Traditional ancient ballads rubbing shoulders with contemporary sound – that’s the description of 'The Smoky Smirr o Rain', the third album from Scottish/Finnish duo Sarah-Jane Summers and Juhani Silvola. As you'd expect, it has the Celtic vibe juxtaposed with Scandinavian style.
With ten years active touring together, the duo has honed and matured their sound through “telegraphic interplay, playful improvisation and timbral exploration” – their combined hallmark, which “dances across the whole spectrum of emotions from radiant joy to quiet despair, engaging both the body and mind of the listener”. That is precisely the right words to hit the spot.
Sarah-Jane Summers has a Masters degree in Norwegian Folk Music and Improvisation and has collaborated with the great and the good of Scandinavia in her original, unique and experimental style. Likewise, Juhani Silvola is a sought after guitarist, a respected composer, and producer of electro-acoustic contemporary music.
The opening track ‘Dàn Fhraoichis’ – sad, mellow, aching – is taken to a higher level by the spacious chords inspired by 1960s modal-jazz and Ethiopian music.
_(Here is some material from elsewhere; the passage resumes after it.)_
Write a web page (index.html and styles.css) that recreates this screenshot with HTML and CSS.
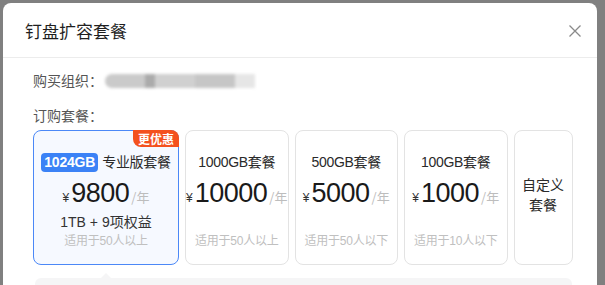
FILE: index.html
```html
<!DOCTYPE html>
<html lang="zh-CN">
<head>
<meta charset="utf-8">
<title>钉盘扩容套餐</title>
<link rel="stylesheet" href="styles.css">
</head>
<body>
<div class="modal">
  <div class="modal-header">
    <div class="modal-title">钉盘扩容套餐</div>
    <svg class="close" width="14" height="14" viewBox="0 0 14 14"><path d="M1.5 1.5L12.5 12.5M12.5 1.5L1.5 12.5" stroke="#8a8a8a" stroke-width="1.3" fill="none"/></svg>
  </div>
  <div class="modal-body">
    <div class="row">
      <span class="label">购买组织：</span>
      <span class="blurred"><span class="b1"></span><span class="b2"></span><span class="b3"></span><span class="b4"></span><span class="b5"></span></span>
    </div>
    <div class="row label-row"><span class="label">订购套餐：</span></div>
    <div class="cards">
      <div class="card card-active card-wide">
        <div class="badge">更优惠</div>
        <div class="card-title"><span class="tag">1024GB</span>专业版套餐</div>
        <div class="price"><span class="yen">¥</span><span class="num">9800</span><span class="unit">/年</span></div>
        <div class="extra">1TB + 9项权益</div>
        <div class="note">适用于50人以上</div>
      </div>
      <div class="card">
        <div class="card-title">1000GB套餐</div>
        <div class="price"><span class="yen">¥</span><span class="num">10000</span><span class="unit">/年</span></div>
        <div class="extra"></div>
        <div class="note">适用于50人以上</div>
      </div>
      <div class="card">
        <div class="card-title">500GB套餐</div>
        <div class="price"><span class="yen">¥</span><span class="num">5000</span><span class="unit">/年</span></div>
        <div class="extra"></div>
        <div class="note">适用于50人以下</div>
      </div>
      <div class="card">
        <div class="card-title">100GB套餐</div>
        <div class="price"><span class="yen">¥</span><span class="num">1000</span><span class="unit">/年</span></div>
        <div class="extra"></div>
        <div class="note">适用于10人以下</div>
      </div>
      <div class="card card-custom">
        <div class="custom-text">自定义<br>套餐</div>
      </div>
    </div>
    <div class="detail"></div>
  </div>
</div>
</body>
</html>
```
FILE: styles.css
```css
html, body {
  margin: 0;
  padding: 0;
  height: 100%;
  overflow: hidden;
}
body {
  background: #808080;
  font-family: "Liberation Sans", "Noto Sans CJK SC", sans-serif;
  color: #1f1f1f;
}
.modal {
  margin: 3px 0 0 3px;
  width: 594px;
  height: 300px;
  background: #fff;
  border-radius: 8px 8px 0 0;
}
.modal-header {
  height: 54px;
  border-bottom: 1px solid #ececec;
  display: flex;
  align-items: center;
  justify-content: space-between;
  padding: 0 15px 0 22px;
}
.modal-title {
  font-size: 17px;
  color: #1f1f1f;
  font-family: "Noto Sans CJK SC", sans-serif;
}
.close {
  display: block;
  margin-top: 1px;
}
.modal-body {
  padding: 12px 0 0 30px;
}
.row {
  display: flex;
  align-items: center;
  height: 20px;
}
.label-row {
  margin-top: 15px;
}
.label {
  font-size: 14px;
  color: #555;
  font-family: "Noto Sans CJK SC", sans-serif;
}
.blurred {
  display: flex;
  height: 14px;
  margin-left: 2px;
  margin-top: 2px;
  filter: blur(1.5px);
  border-radius: 7px 0 0 7px;
  overflow: hidden;
}
.blurred span { display: block; height: 14px; }
.b1 { width: 40px; background: #cacaca; }
.b2 { width: 10px; background: #ababab; }
.b3 { width: 40px; background: #d0d0d0; }
.b4 { width: 40px; background: #c6c6c6; }
.b5 { width: 20px; background: #e6e6e6; }
.cards {
  display: flex;
  gap: 6px;
  margin-top: 5px;
}
.card {
  position: relative;
  width: 103.5px;
  height: 135px;
  box-sizing: border-box;
  border: 1px solid #e3e3e3;
  border-radius: 8px;
  display: flex;
  flex-direction: column;
  align-items: center;
  padding-top: 21px;
  background: #fff;
}
.card-wide { width: 146px; }
.card-active {
  border-color: #4b88f7;
  background: #f6f9ff;
}
.badge {
  position: absolute;
  top: -1px;
  right: -1px;
  height: 17px;
  padding: 0 5px;
  background: #f4511e;
  color: #fff;
  font-size: 12px;
  font-weight: bold;
  line-height: 17px;
  border-radius: 0 8px 0 8px;
  font-family: "Noto Sans CJK SC", sans-serif;
}
.card-title {
  height: 20px;
  line-height: 20px;
  font-size: 14px;
  color: #2a2a2a;
  display: flex;
  align-items: center;
  letter-spacing: -0.3px;
}
.tag {
  background: #3b82f6;
  color: #fff;
  font-weight: bold;
  font-size: 14px;
  height: 19px;
  line-height: 19px;
  padding: 0 3px;
  border-radius: 4px;
  margin-right: 4px;
  letter-spacing: -0.2px;
}
.price {
  margin-top: 4px;
  height: 34px;
  display: flex;
  align-items: baseline;
  line-height: 34px;
}
.yen {
  font-size: 12px;
  color: #333;
  margin-right: 2px;
}
.num {
  font-size: 27px;
  color: #1a1a1a;
  letter-spacing: -0.5px;
}
.unit {
  font-size: 13px;
  color: #bdbdbd;
  margin-left: 2px;
  font-family: "Noto Sans CJK SC", sans-serif;
}
.extra {
  margin-top: 2px;
  height: 20px;
  line-height: 20px;
  font-size: 14px;
  color: #333;
}
.note {
  height: 18px;
  line-height: 18px;
  font-size: 12px;
  color: #c0c0c0;
  letter-spacing: -0.2px;
}
.card-custom {
  width: 59px;
  padding-top: 0;
  justify-content: center;
}
.custom-text {
  font-size: 14px;
  line-height: 20px;
  color: #2a2a2a;
  text-align: center;
  margin-top: -8px;
  font-family: "Noto Sans CJK SC", sans-serif;
}
.detail {
  position: relative;
  margin: 13px 0 0 2px;
  width: 537px;
  height: 40px;
  background: #f5f5f6;
  border-radius: 6px;
}
.detail::before {
  content: "";
  position: absolute;
  top: -5px;
  left: 66px;
  border-left: 5px solid transparent;
  border-right: 5px solid transparent;
  border-bottom: 5px solid #f5f5f6;
}
```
Spanning cultures, countries, and continents give this album a wide, expansive feel from jigs and reels to sounds that haven’t yet found a name or genre. It truly has the experimental vibe of the ancient, the modern, the old to the post-modern. For example, ‘Number 81’ is a fast-paced, swinging five-bar reel from the 1600s described as “Baroque techno”. It’s impossible to stand still with this in your ear. ‘Polskat (Rinda Nickola)’ is a set of Finnish tunes from the 1700s.
From the smoky, sad, mellow airs and melodies peculiar to the Scottish highlands and islands to the superstitions and emotions of long forgotten generations, somehow ‘The Smoky Smirr o Rain’ is a tribute to the old, the new, the borrowed, the blue.